Work to complete - Set the listing down again in full, word for word, with the pictures left out.

Provided material -
╔══

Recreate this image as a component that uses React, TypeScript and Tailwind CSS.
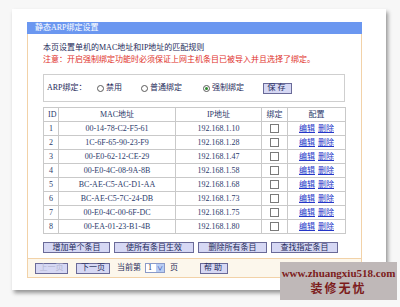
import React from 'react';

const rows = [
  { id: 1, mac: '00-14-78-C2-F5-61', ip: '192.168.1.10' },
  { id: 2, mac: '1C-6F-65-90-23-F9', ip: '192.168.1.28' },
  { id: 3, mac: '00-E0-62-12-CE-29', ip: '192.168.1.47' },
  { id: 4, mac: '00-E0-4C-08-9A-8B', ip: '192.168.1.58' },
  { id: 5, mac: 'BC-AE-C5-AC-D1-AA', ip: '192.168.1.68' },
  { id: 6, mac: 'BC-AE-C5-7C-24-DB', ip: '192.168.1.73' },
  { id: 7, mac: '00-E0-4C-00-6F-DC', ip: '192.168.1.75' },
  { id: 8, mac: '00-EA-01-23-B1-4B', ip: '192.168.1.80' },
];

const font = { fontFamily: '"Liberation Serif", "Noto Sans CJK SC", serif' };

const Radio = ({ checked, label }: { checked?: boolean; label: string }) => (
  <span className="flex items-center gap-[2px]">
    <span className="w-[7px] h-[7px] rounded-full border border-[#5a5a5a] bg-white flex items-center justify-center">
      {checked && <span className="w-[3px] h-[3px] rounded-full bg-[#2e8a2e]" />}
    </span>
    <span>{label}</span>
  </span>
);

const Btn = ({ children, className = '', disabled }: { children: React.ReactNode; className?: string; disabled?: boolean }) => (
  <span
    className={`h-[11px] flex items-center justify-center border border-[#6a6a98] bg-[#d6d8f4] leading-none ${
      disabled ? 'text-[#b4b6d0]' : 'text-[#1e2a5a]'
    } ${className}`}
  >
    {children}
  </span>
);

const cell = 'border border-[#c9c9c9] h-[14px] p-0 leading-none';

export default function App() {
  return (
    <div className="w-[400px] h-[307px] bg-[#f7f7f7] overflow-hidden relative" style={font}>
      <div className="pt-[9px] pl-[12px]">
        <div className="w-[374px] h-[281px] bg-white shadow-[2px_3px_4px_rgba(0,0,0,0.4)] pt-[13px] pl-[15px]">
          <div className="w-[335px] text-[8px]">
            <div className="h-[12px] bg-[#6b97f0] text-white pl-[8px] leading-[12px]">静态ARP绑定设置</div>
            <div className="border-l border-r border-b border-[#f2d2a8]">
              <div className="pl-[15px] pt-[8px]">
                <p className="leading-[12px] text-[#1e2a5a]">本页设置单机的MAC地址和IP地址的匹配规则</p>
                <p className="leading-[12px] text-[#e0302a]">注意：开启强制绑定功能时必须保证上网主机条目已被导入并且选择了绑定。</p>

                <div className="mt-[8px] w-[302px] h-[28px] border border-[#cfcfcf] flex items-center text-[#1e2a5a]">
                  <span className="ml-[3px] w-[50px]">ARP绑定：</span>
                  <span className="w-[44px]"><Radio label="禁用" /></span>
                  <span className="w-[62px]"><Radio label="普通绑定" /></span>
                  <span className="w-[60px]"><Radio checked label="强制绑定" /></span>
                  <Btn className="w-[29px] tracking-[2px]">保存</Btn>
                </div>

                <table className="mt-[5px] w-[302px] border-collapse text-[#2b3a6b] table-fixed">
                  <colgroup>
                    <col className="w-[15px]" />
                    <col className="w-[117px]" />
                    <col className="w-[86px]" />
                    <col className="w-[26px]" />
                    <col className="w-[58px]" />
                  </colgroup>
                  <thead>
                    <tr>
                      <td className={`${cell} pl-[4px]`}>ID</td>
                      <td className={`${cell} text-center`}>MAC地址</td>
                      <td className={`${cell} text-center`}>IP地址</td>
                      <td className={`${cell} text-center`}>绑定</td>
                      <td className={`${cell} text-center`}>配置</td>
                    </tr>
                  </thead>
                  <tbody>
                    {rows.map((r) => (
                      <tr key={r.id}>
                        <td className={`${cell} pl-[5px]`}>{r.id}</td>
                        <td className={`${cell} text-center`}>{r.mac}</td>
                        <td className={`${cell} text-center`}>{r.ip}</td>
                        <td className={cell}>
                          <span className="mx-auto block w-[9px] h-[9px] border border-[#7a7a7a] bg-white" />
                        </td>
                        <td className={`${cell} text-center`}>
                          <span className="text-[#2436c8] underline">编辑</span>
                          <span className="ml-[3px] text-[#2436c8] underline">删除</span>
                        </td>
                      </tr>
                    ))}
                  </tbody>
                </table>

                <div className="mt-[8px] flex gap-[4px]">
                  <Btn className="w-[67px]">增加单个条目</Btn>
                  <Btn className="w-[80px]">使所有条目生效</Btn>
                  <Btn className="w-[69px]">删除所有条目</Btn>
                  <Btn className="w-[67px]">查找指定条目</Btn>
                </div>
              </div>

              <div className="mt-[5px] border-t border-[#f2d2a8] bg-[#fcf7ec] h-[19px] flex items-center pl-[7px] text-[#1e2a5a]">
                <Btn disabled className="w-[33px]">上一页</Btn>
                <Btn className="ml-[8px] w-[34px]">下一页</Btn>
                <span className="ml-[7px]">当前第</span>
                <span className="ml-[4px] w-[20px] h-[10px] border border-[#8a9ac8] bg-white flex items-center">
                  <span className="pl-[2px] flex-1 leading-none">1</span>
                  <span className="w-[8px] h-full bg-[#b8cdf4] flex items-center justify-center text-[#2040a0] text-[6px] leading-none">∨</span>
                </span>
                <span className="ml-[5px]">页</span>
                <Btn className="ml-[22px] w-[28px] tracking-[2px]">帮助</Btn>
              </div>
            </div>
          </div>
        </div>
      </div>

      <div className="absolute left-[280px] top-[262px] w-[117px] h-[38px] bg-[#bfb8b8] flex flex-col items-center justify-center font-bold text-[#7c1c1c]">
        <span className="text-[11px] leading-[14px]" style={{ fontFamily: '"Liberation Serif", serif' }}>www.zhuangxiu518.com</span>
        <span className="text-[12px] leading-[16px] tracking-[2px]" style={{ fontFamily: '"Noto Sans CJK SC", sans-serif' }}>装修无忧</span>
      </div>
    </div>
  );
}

╚══

Answer in full -
Recreate this image as a component that uses React, TypeScript and Tailwind CSS.
import React from 'react';

const rows = [
  { id: 1, mac: '00-14-78-C2-F5-61', ip: '192.168.1.10' },
  { id: 2, mac: '1C-6F-65-90-23-F9', ip: '192.168.1.28' },
  { id: 3, mac: '00-E0-62-12-CE-29', ip: '192.168.1.47' },
  { id: 4, mac: '00-E0-4C-08-9A-8B', ip: '192.168.1.58' },
  { id: 5, mac: 'BC-AE-C5-AC-D1-AA', ip: '192.168.1.68' },
  { id: 6, mac: 'BC-AE-C5-7C-24-DB', ip: '192.168.1.73' },
  { id: 7, mac: '00-E0-4C-00-6F-DC', ip: '192.168.1.75' },
  { id: 8, mac: '00-EA-01-23-B1-4B', ip: '192.168.1.80' },
];

const font = { fontFamily: '"Liberation Serif", "Noto Sans CJK SC", serif' };

const Radio = ({ checked, label }: { checked?: boolean; label: string }) => (
  <span className="flex items-center gap-[2px]">
    <span className="w-[7px] h-[7px] rounded-full border border-[#5a5a5a] bg-white flex items-center justify-center">
      {checked && <span className="w-[3px] h-[3px] rounded-full bg-[#2e8a2e]" />}
    </span>
    <span>{label}</span>
  </span>
);

const Btn = ({ children, className = '', disabled }: { children: React.ReactNode; className?: string; disabled?: boolean }) => (
  <span
    className={`h-[11px] flex items-center justify-center border border-[#6a6a98] bg-[#d6d8f4] leading-none ${
      disabled ? 'text-[#b4b6d0]' : 'text-[#1e2a5a]'
    } ${className}`}
  >
    {children}
  </span>
);

const cell = 'border border-[#c9c9c9] h-[14px] p-0 leading-none';

export default function App() {
  return (
    <div className="w-[400px] h-[307px] bg-[#f7f7f7] overflow-hidden relative" style={font}>
      <div className="pt-[9px] pl-[12px]">
        <div className="w-[374px] h-[281px] bg-white shadow-[2px_3px_4px_rgba(0,0,0,0.4)] pt-[13px] pl-[15px]">
          <div className="w-[335px] text-[8px]">
            <div className="h-[12px] bg-[#6b97f0] text-white pl-[8px] leading-[12px]">静态ARP绑定设置</div>
            <div className="border-l border-r border-b border-[#f2d2a8]">
              <div className="pl-[15px] pt-[8px]">
                <p className="leading-[12px] text-[#1e2a5a]">本页设置单机的MAC地址和IP地址的匹配规则</p>
                <p className="leading-[12px] text-[#e0302a]">注意：开启强制绑定功能时必须保证上网主机条目已被导入并且选择了绑定。</p>

                <div className="mt-[8px] w-[302px] h-[28px] border border-[#cfcfcf] flex items-center text-[#1e2a5a]">
                  <span className="ml-[3px] w-[50px]">ARP绑定：</span>
                  <span className="w-[44px]"><Radio label="禁用" /></span>
                  <span className="w-[62px]"><Radio label="普通绑定" /></span>
                  <span className="w-[60px]"><Radio checked label="强制绑定" /></span>
                  <Btn className="w-[29px] tracking-[2px]">保存</Btn>
                </div>

                <table className="mt-[5px] w-[302px] border-collapse text-[#2b3a6b] table-fixed">
                  <colgroup>
                    <col className="w-[15px]" />
                    <col className="w-[117px]" />
                    <col className="w-[86px]" />
                    <col className="w-[26px]" />
                    <col className="w-[58px]" />
                  </colgroup>
                  <thead>
                    <tr>
                      <td className={`${cell} pl-[4px]`}>ID</td>
                      <td className={`${cell} text-center`}>MAC地址</td>
                      <td className={`${cell} text-center`}>IP地址</td>
                      <td className={`${cell} text-center`}>绑定</td>
                      <td className={`${cell} text-center`}>配置</td>
                    </tr>
                  </thead>
                  <tbody>
                    {rows.map((r) => (
                      <tr key={r.id}>
                        <td className={`${cell} pl-[5px]`}>{r.id}</td>
                        <td className={`${cell} text-center`}>{r.mac}</td>
                        <td className={`${cell} text-center`}>{r.ip}</td>
                        <td className={cell}>
                          <span className="mx-auto block w-[9px] h-[9px] border border-[#7a7a7a] bg-white" />
                        </td>
                        <td className={`${cell} text-center`}>
                          <span className="text-[#2436c8] underline">编辑</span>
                          <span className="ml-[3px] text-[#2436c8] underline">删除</span>
                        </td>
                      </tr>
                    ))}
                  </tbody>
                </table>

                <div className="mt-[8px] flex gap-[4px]">
                  <Btn className="w-[67px]">增加单个条目</Btn>
                  <Btn className="w-[80px]">使所有条目生效</Btn>
                  <Btn className="w-[69px]">删除所有条目</Btn>
                  <Btn className="w-[67px]">查找指定条目</Btn>
                </div>
              </div>

              <div className="mt-[5px] border-t border-[#f2d2a8] bg-[#fcf7ec] h-[19px] flex items-center pl-[7px] text-[#1e2a5a]">
                <Btn disabled className="w-[33px]">上一页</Btn>
                <Btn className="ml-[8px] w-[34px]">下一页</Btn>
                <span className="ml-[7px]">当前第</span>
                <span className="ml-[4px] w-[20px] h-[10px] border border-[#8a9ac8] bg-white flex items-center">
                  <span className="pl-[2px] flex-1 leading-none">1</span>
                  <span className="w-[8px] h-full bg-[#b8cdf4] flex items-center justify-center text-[#2040a0] text-[6px] leading-none">∨</span>
                </span>
                <span className="ml-[5px]">页</span>
                <Btn className="ml-[22px] w-[28px] tracking-[2px]">帮助</Btn>
              </div>
            </div>
          </div>
        </div>
      </div>

      <div className="absolute left-[280px] top-[262px] w-[117px] h-[38px] bg-[#bfb8b8] flex flex-col items-center justify-center font-bold text-[#7c1c1c]">
        <span className="text-[11px] leading-[14px]" style={{ fontFamily: '"Liberation Serif", serif' }}>www.zhuangxiu518.com</span>
        <span className="text-[12px] leading-[16px] tracking-[2px]" style={{ fontFamily: '"Noto Sans CJK SC", sans-serif' }}>装修无忧</span>
      </div>
    </div>
  );
}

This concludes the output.